_OBJECTIVE:_ Write the data below out exactly as it stands. Do not include the pictures.

_EXERCISE INPUT:_
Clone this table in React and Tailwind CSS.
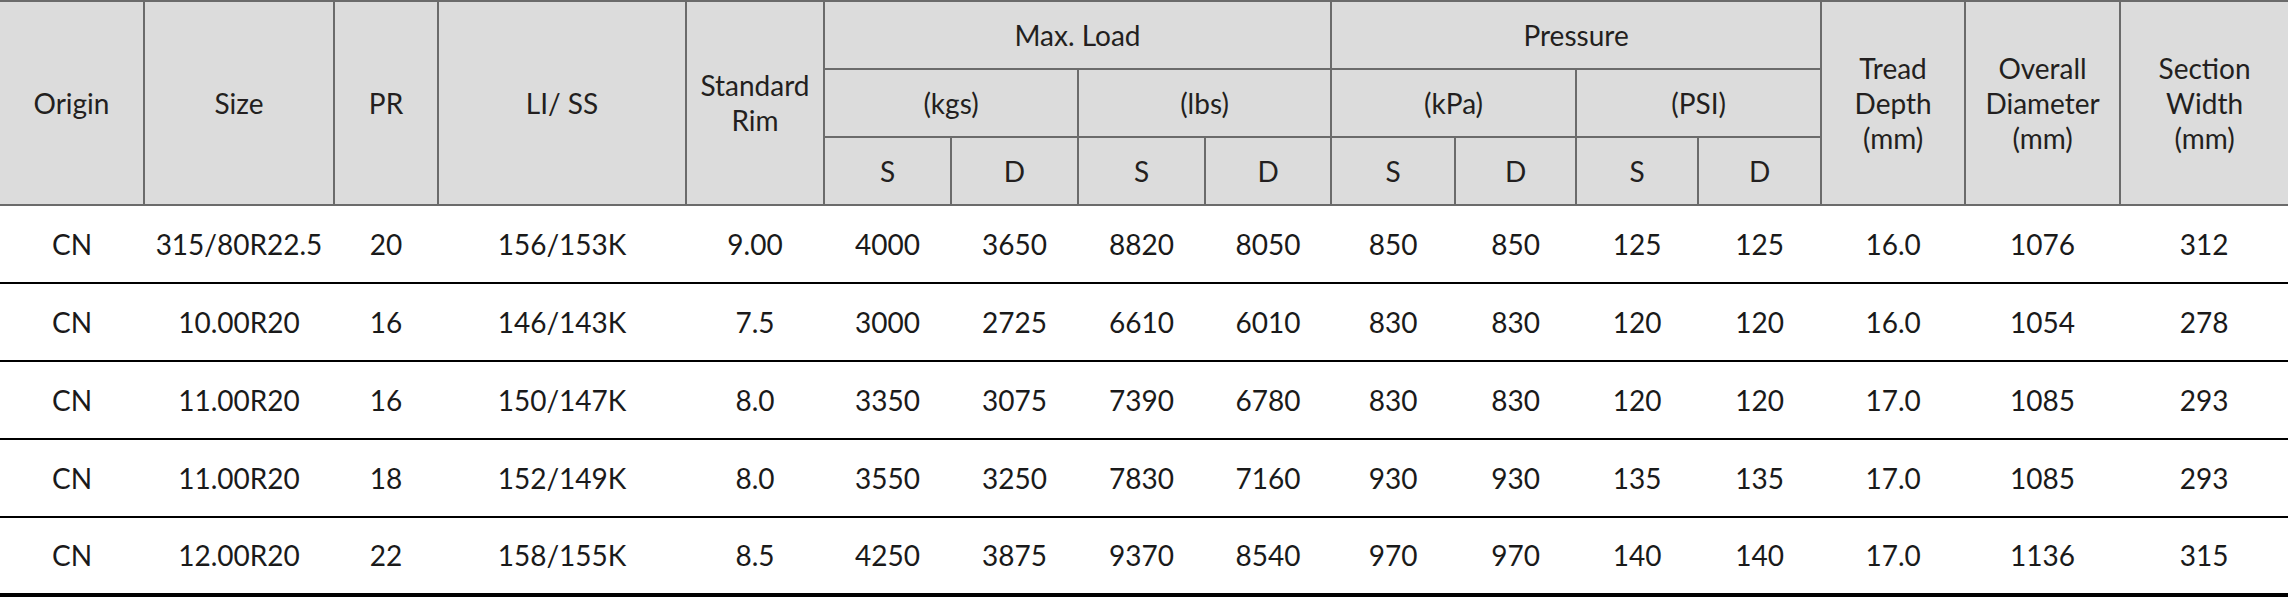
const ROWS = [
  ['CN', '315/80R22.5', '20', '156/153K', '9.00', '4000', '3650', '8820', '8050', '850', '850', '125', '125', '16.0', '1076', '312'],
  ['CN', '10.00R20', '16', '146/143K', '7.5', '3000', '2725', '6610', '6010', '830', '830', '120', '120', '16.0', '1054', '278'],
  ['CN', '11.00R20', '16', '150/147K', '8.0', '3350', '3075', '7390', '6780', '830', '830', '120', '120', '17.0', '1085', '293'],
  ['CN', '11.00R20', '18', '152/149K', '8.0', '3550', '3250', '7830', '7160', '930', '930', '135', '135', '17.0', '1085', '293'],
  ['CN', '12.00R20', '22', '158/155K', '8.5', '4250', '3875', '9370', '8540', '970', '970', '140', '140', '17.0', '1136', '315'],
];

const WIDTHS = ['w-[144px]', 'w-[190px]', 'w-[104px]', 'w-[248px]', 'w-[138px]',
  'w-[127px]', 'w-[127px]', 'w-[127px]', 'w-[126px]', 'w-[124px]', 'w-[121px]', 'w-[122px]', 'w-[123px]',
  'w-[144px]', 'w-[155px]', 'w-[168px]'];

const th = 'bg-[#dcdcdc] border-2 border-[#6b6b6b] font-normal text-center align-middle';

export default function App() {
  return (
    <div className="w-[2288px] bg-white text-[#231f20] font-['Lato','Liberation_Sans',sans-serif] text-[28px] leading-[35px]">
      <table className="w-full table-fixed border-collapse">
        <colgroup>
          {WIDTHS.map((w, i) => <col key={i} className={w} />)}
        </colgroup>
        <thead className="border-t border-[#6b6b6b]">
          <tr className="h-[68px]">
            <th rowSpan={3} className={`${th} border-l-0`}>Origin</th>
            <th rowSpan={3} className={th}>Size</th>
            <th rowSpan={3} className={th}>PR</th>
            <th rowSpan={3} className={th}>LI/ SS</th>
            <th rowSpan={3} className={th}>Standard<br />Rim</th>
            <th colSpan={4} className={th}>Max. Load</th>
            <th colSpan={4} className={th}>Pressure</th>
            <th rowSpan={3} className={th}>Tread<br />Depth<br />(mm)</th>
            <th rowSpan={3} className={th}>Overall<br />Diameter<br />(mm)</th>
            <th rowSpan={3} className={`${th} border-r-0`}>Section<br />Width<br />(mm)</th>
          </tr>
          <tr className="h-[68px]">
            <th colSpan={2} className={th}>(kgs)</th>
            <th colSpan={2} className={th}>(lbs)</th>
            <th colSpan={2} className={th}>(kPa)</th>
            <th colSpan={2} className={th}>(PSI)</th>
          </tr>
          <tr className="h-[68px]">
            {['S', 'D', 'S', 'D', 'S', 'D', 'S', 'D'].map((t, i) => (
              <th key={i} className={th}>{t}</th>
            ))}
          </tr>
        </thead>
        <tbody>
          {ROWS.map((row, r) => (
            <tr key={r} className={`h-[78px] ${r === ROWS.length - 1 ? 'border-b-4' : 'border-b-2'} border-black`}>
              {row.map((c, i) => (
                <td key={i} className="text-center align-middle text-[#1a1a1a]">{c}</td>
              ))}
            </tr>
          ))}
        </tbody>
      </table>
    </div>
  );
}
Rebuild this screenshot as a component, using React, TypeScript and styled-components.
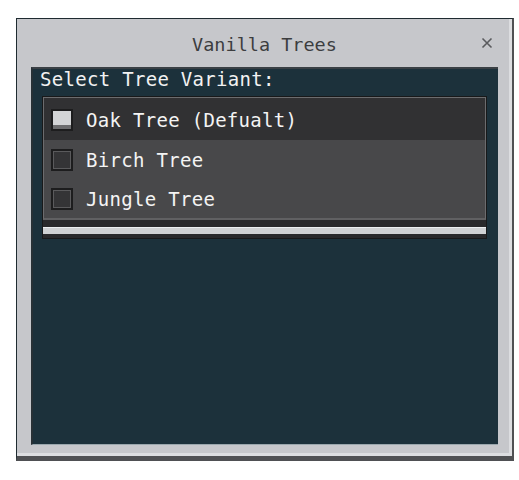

_TASK OUTPUT:_
Clone this table in React and Tailwind CSS.
const ROWS = [
  ['CN', '315/80R22.5', '20', '156/153K', '9.00', '4000', '3650', '8820', '8050', '850', '850', '125', '125', '16.0', '1076', '312'],
  ['CN', '10.00R20', '16', '146/143K', '7.5', '3000', '2725', '6610', '6010', '830', '830', '120', '120', '16.0', '1054', '278'],
  ['CN', '11.00R20', '16', '150/147K', '8.0', '3350', '3075', '7390', '6780', '830', '830', '120', '120', '17.0', '1085', '293'],
  ['CN', '11.00R20', '18', '152/149K', '8.0', '3550', '3250', '7830', '7160', '930', '930', '135', '135', '17.0', '1085', '293'],
  ['CN', '12.00R20', '22', '158/155K', '8.5', '4250', '3875', '9370', '8540', '970', '970', '140', '140', '17.0', '1136', '315'],
];

const WIDTHS = ['w-[144px]', 'w-[190px]', 'w-[104px]', 'w-[248px]', 'w-[138px]',
  'w-[127px]', 'w-[127px]', 'w-[127px]', 'w-[126px]', 'w-[124px]', 'w-[121px]', 'w-[122px]', 'w-[123px]',
  'w-[144px]', 'w-[155px]', 'w-[168px]'];

const th = 'bg-[#dcdcdc] border-2 border-[#6b6b6b] font-normal text-center align-middle';

export default function App() {
  return (
    <div className="w-[2288px] bg-white text-[#231f20] font-['Lato','Liberation_Sans',sans-serif] text-[28px] leading-[35px]">
      <table className="w-full table-fixed border-collapse">
        <colgroup>
          {WIDTHS.map((w, i) => <col key={i} className={w} />)}
        </colgroup>
        <thead className="border-t border-[#6b6b6b]">
          <tr className="h-[68px]">
            <th rowSpan={3} className={`${th} border-l-0`}>Origin</th>
            <th rowSpan={3} className={th}>Size</th>
            <th rowSpan={3} className={th}>PR</th>
            <th rowSpan={3} className={th}>LI/ SS</th>
            <th rowSpan={3} className={th}>Standard<br />Rim</th>
            <th colSpan={4} className={th}>Max. Load</th>
            <th colSpan={4} className={th}>Pressure</th>
            <th rowSpan={3} className={th}>Tread<br />Depth<br />(mm)</th>
            <th rowSpan={3} className={th}>Overall<br />Diameter<br />(mm)</th>
            <th rowSpan={3} className={`${th} border-r-0`}>Section<br />Width<br />(mm)</th>
          </tr>
          <tr className="h-[68px]">
            <th colSpan={2} className={th}>(kgs)</th>
            <th colSpan={2} className={th}>(lbs)</th>
            <th colSpan={2} className={th}>(kPa)</th>
            <th colSpan={2} className={th}>(PSI)</th>
          </tr>
          <tr className="h-[68px]">
            {['S', 'D', 'S', 'D', 'S', 'D', 'S', 'D'].map((t, i) => (
              <th key={i} className={th}>{t}</th>
            ))}
          </tr>
        </thead>
        <tbody>
          {ROWS.map((row, r) => (
            <tr key={r} className={`h-[78px] ${r === ROWS.length - 1 ? 'border-b-4' : 'border-b-2'} border-black`}>
              {row.map((c, i) => (
                <td key={i} className="text-center align-middle text-[#1a1a1a]">{c}</td>
              ))}
            </tr>
          ))}
        </tbody>
      </table>
    </div>
  );
}
Rebuild this screenshot as a component, using React, TypeScript and styled-components.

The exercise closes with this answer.